No âmbito da Receita há uma polêmica em torno da CSLL (Contribuição Social sobre Lucro Líquido), que incide sobre a mesma base do IRPJ (Imposto de Renda Pessoa Jurídica), ou seja, o lucro dessas instituições. Entidades religiosas podem ter lucro, mas esse resultado precisa ser reinvestido nas suas atividades e não pode ser distribuído.

“Segundo a Receita, algumas entidades religiosas estavam se valendo de alguns meios, como contratos de empréstimos com funcionários, líderes religiosos, para tentar distribuir lucro de maneira disfarçada”, diz Ariel Möller, do Escritório Fux Advogados.

Alguns templos também são acusados de maquiar o lucro para reduzir o pagamento de CSLL, por meio de contratos superfaturados com frequentadores e líderes religiosos, segundo o advogado.

Möller afirma que algumas sugestões acopladas às propostas de reforma tributária de iniciativa da Câmara e do Senado, que alteram a Constituição, visam superar limitações impostas pelo STF.

“Houve um movimento para aproveitar a reforma tributária, sob o pretexto de deixar mais claro o alcance da imunidade, para que ela alcançasse integralmente, sem nenhum requisito ou restrição, como o STF vem impondo em relação à destinação da receita de outras atividades, para que ela fosse ampliada”, diz Möller.

Thiago Sorrentino, professor de Direito Tributário do Estado do Ibmec/DF, afirma que líderes religiosos, como pessoa física, são tributados normalmente. Daí a prática, em alguns casos, de manter recursos em nome de templos.
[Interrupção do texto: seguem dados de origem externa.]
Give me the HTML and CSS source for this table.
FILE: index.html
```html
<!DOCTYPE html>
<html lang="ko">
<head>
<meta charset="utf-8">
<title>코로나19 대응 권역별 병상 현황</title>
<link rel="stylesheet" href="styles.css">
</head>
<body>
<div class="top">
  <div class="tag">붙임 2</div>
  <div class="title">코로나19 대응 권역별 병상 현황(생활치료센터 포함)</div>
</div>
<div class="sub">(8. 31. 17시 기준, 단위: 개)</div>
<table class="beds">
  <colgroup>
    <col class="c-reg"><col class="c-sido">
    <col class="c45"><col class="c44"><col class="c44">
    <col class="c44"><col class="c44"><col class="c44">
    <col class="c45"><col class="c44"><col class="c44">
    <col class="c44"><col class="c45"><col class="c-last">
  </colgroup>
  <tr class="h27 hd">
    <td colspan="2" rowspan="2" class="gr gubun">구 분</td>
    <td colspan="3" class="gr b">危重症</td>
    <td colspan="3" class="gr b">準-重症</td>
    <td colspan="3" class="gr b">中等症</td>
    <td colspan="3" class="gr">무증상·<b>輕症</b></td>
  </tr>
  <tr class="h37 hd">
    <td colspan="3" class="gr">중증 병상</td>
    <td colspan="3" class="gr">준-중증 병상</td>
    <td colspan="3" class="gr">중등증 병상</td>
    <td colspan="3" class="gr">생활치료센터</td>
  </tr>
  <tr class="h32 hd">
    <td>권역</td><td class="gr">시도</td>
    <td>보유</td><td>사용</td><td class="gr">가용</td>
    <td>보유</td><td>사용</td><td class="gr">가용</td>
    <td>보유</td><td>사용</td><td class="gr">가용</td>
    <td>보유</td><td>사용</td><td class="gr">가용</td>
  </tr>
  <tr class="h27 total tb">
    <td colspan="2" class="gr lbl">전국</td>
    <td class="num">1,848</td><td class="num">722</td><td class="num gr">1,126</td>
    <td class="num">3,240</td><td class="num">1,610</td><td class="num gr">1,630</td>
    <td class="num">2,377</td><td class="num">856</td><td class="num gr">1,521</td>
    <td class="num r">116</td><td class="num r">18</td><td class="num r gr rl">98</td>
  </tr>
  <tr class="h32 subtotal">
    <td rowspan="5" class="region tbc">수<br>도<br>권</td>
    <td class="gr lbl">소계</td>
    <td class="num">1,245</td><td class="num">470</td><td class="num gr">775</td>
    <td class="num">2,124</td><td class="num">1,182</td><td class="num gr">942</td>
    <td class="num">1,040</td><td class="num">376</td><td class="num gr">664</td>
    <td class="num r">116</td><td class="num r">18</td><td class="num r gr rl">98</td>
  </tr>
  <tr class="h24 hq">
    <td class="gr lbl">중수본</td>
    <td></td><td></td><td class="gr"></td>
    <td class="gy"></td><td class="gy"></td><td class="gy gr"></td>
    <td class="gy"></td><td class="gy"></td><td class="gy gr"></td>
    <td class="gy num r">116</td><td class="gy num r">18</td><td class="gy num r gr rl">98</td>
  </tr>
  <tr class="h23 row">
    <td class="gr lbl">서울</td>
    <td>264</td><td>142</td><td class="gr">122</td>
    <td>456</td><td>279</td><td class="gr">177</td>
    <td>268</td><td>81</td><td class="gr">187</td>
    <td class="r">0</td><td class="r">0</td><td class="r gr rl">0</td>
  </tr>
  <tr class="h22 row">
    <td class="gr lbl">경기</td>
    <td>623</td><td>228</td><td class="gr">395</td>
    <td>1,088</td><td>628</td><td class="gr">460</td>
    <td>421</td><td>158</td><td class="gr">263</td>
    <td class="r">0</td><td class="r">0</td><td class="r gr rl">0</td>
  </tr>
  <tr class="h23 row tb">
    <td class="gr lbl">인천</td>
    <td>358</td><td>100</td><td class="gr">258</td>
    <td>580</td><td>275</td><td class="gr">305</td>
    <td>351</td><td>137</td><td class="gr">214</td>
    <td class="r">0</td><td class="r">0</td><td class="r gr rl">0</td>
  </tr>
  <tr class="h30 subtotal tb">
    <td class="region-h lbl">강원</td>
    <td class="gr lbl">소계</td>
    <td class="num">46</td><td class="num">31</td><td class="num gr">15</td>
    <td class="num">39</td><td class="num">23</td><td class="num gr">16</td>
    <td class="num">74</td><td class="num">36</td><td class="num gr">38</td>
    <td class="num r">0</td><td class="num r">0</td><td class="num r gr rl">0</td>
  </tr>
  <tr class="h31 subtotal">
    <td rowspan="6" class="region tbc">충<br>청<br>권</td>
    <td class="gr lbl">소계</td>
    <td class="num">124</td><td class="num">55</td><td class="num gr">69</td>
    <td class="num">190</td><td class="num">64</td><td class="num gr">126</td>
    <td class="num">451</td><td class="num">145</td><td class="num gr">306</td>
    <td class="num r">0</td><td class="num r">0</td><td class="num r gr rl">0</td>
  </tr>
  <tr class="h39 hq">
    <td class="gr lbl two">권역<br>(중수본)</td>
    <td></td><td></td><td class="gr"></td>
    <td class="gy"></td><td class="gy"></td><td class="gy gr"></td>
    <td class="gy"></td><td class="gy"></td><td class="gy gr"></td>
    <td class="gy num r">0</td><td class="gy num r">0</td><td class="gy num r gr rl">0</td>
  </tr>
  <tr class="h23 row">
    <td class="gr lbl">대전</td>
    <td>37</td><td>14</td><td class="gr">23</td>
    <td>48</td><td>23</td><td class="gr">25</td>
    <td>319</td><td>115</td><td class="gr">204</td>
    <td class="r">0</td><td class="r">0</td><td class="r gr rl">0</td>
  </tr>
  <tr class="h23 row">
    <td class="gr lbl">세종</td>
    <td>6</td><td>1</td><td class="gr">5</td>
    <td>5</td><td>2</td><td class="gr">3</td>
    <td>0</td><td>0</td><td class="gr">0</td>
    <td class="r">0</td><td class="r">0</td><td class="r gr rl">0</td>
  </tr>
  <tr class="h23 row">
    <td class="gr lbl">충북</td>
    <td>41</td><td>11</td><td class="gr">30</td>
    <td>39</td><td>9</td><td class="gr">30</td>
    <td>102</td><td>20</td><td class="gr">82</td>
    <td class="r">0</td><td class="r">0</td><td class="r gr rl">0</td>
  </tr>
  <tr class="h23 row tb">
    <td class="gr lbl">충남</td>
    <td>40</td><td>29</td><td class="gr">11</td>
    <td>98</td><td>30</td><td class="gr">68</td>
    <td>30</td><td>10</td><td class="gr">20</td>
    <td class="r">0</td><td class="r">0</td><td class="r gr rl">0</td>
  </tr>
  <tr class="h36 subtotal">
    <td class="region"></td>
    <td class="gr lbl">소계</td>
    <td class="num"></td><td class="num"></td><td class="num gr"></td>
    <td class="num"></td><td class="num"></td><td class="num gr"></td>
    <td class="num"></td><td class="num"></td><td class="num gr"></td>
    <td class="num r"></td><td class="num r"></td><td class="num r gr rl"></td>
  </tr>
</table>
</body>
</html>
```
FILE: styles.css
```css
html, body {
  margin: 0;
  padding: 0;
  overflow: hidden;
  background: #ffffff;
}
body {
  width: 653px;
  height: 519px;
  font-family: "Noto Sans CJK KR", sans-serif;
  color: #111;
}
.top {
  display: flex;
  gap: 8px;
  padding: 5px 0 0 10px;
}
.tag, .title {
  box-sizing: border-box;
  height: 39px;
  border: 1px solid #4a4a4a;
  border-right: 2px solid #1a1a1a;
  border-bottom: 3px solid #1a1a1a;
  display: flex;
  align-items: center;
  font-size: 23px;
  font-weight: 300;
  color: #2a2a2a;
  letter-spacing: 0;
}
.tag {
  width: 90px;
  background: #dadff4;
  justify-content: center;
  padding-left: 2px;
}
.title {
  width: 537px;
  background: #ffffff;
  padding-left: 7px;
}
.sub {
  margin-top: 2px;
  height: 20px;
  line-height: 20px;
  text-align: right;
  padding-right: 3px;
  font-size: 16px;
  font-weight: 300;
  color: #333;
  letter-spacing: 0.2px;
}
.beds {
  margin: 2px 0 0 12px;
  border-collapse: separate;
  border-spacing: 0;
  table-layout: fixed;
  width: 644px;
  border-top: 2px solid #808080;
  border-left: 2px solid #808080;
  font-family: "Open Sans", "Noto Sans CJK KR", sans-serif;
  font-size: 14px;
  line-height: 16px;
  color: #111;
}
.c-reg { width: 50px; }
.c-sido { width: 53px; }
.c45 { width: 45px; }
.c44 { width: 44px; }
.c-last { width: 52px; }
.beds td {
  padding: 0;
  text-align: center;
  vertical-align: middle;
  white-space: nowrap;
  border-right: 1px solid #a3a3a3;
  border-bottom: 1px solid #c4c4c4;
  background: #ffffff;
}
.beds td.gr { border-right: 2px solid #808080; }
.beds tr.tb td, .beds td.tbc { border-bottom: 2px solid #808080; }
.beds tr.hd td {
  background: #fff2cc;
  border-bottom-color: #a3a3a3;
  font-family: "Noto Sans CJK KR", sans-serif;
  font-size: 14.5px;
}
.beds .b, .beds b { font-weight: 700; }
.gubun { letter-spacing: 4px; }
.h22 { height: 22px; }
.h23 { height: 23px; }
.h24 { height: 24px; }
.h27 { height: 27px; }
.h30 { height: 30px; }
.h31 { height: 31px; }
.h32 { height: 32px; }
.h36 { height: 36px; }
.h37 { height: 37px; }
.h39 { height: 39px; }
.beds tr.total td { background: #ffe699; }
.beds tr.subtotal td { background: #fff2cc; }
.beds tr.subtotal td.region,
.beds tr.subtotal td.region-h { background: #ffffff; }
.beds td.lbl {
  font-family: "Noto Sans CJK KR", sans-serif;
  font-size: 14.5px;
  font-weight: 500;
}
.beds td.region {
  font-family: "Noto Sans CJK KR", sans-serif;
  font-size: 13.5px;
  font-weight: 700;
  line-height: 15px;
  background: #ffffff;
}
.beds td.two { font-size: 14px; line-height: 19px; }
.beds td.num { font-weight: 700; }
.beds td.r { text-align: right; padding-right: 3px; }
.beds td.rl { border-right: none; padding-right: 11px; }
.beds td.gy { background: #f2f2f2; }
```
“O que às vezes acaba acontecendo, para que a tributação não ocorra, é deixar a propriedade e a renda concentradas na pessoa jurídica, que funciona como uma espécie de veículo para que a pessoa utilize esses bens. De quem é o carro, de quem é a mansão? É da entidade religiosa”, diz.

“Isso beira a fraude, mas é muito difícil comprovar que a limousine ou o jato estão na pessoa jurídica apenas para fazer essa proteção”, afirma.
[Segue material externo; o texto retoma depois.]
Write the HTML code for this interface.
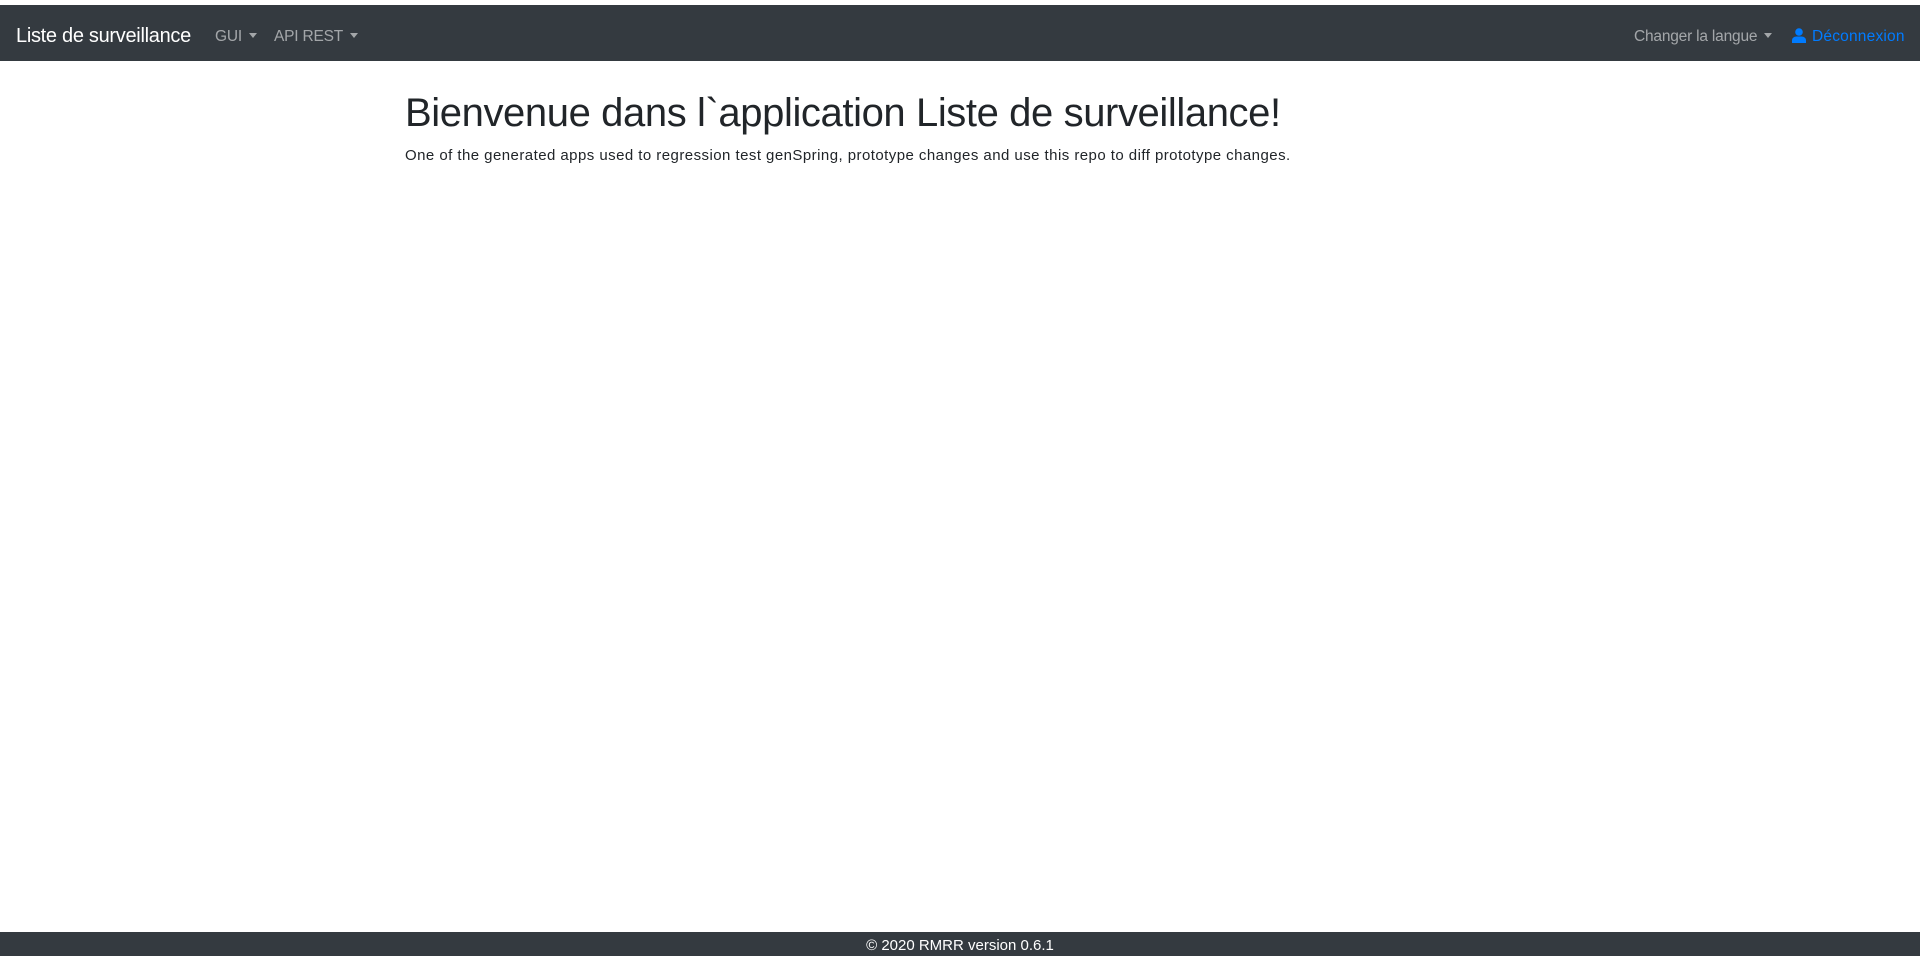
<!DOCTYPE html>
<html><head><meta charset="utf-8"><style>
html,body{margin:0;padding:0;width:1920px;height:966px;background:#fff;overflow:hidden;font-family:"Liberation Sans",sans-serif;color:#212529}
.nav{position:absolute;top:5px;left:0;width:1920px;height:56px;background:#343a40}
.nav span{position:absolute;white-space:nowrap}
.brand{left:16px;top:20px;font-size:20px;color:#fff;letter-spacing:-0.3px}
.link{top:23px;font-size:15.5px;color:rgba(255,255,255,.55);letter-spacing:-0.2px}
.caret{display:inline-block;margin-left:7px;vertical-align:3px;border-top:5px solid currentColor;border-left:4px solid transparent;border-right:4px solid transparent}
h1{position:absolute;left:405px;top:91px;margin:0;font-weight:300;font-size:40px;letter-spacing:-0.4px;white-space:nowrap}
p{position:absolute;left:405px;top:147px;margin:0;font-size:15px;letter-spacing:0.45px;white-space:nowrap}
.foot{position:absolute;left:0;top:932px;width:1920px;height:24px;background:#343a40;color:#fff;text-align:center;font-size:15px;line-height:28px}
</style></head><body>
<div class="nav">
<span class="brand">Liste de surveillance</span>
<span class="link" style="left:215px">GUI<i class="caret"></i></span>
<span class="link" style="left:274px">API REST<i class="caret"></i></span>
<span class="link" style="left:1634px">Changer la langue<i class="caret"></i></span>
<span class="link" style="left:1792px;color:#007bff;letter-spacing:0.2px">
<svg width="14" height="15" viewBox="0 0 14 15" style="vertical-align:-2px;margin-right:6px"><circle cx="7" cy="4" r="3.8" fill="#007bff"/><path d="M0 15v-2.5C0 10 2 8.5 4.5 8.5h5C12 8.5 14 10 14 12.5V15z" fill="#007bff"/></svg>Déconnexion</span>
</div>
<h1>Bienvenue dans l`application Liste de surveillance!</h1>
<p>One of the generated apps used to regression test genSpring, prototype changes and use this repo to diff prototype changes.</p>
<div class="foot">© 2020 RMRR version 0.6.1</div>
</body></html>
Os templos também têm figurado entre os grandes devedores da Previdência. Isso ocorre porque muitos estão ligados a entidades de assistência social sem fins lucrativos. Estas são imunes ao pagamento de contribuições.
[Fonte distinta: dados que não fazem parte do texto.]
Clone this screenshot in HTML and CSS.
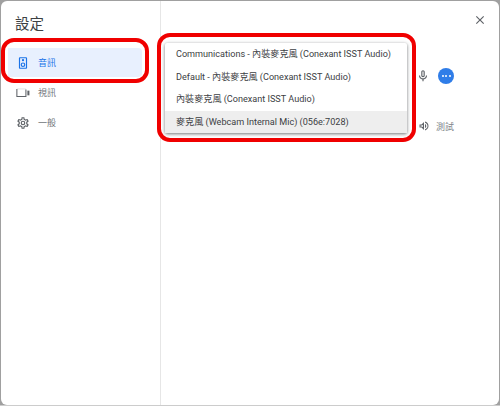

Os templos devem recolher esse tributo, para o qual há um código específico de identificação do contribuinte togado.

Reportagem da Folha mostrou que a Receita Federal vem sendo acionada pelo presidente Jair Bolsonaro para analisar pleitos de lideranças religiosas, que querem uma solução para deixar de pagar dívidas com a União. Somente no Fisco, o total de débitos pendentes de entidades religiosas é de cerca de R$ 1 bilhão.

Na PGFN (Procuradoria-Geral da Fazenda Nacional), havia na mesma época outros R$ 462 milhões.

Uma proposta de iniciativa popular de 2015 sugere o fim da imunidade tributária para as entidades religiosas. O texto está parado desde abril do ano passado em uma comissão do Senado Federal.